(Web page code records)
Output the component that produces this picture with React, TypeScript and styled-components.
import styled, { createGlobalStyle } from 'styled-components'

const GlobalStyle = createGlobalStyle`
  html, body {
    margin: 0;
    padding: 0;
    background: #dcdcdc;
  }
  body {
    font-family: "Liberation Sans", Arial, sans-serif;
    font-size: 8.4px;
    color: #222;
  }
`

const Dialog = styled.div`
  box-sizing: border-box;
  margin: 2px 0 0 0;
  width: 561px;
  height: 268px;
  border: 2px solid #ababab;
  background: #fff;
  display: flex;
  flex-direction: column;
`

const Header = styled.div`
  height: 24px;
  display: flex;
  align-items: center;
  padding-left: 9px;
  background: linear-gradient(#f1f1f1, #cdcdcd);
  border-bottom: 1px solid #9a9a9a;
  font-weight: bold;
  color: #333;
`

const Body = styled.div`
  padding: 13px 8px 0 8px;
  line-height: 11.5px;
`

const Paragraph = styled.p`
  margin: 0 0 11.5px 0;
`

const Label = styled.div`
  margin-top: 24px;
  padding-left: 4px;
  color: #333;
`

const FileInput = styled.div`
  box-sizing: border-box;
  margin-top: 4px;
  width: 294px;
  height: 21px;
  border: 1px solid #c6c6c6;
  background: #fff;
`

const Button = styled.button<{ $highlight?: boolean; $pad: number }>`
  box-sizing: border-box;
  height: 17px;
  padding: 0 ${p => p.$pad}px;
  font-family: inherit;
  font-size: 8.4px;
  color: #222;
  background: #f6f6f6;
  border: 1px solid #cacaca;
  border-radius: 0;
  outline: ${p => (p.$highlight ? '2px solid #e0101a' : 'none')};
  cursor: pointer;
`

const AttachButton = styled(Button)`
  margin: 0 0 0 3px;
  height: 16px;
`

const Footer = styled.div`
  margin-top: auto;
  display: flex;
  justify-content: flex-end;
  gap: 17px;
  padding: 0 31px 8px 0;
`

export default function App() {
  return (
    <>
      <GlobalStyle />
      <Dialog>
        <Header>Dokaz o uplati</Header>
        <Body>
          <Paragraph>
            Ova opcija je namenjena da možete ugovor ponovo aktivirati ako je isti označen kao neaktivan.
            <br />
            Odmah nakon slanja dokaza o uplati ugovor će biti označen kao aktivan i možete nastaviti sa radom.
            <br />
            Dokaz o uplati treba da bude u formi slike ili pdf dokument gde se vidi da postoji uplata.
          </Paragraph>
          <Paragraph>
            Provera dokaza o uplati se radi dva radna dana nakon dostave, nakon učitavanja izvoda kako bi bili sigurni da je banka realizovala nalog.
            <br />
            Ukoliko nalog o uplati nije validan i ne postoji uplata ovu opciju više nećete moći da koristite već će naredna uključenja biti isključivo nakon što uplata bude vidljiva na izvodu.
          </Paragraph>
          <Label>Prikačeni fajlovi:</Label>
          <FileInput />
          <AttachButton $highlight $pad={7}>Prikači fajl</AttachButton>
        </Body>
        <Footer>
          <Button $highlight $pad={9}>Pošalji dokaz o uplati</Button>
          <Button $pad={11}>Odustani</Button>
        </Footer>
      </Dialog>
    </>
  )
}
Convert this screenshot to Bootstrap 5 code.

● **GIVEN TASK**: Find each line holding the word "components" and copy it.

● **FINAL RESULT**:
Output the component that produces this picture with React, TypeScript and styled-components.
import styled, { createGlobalStyle } from 'styled-components'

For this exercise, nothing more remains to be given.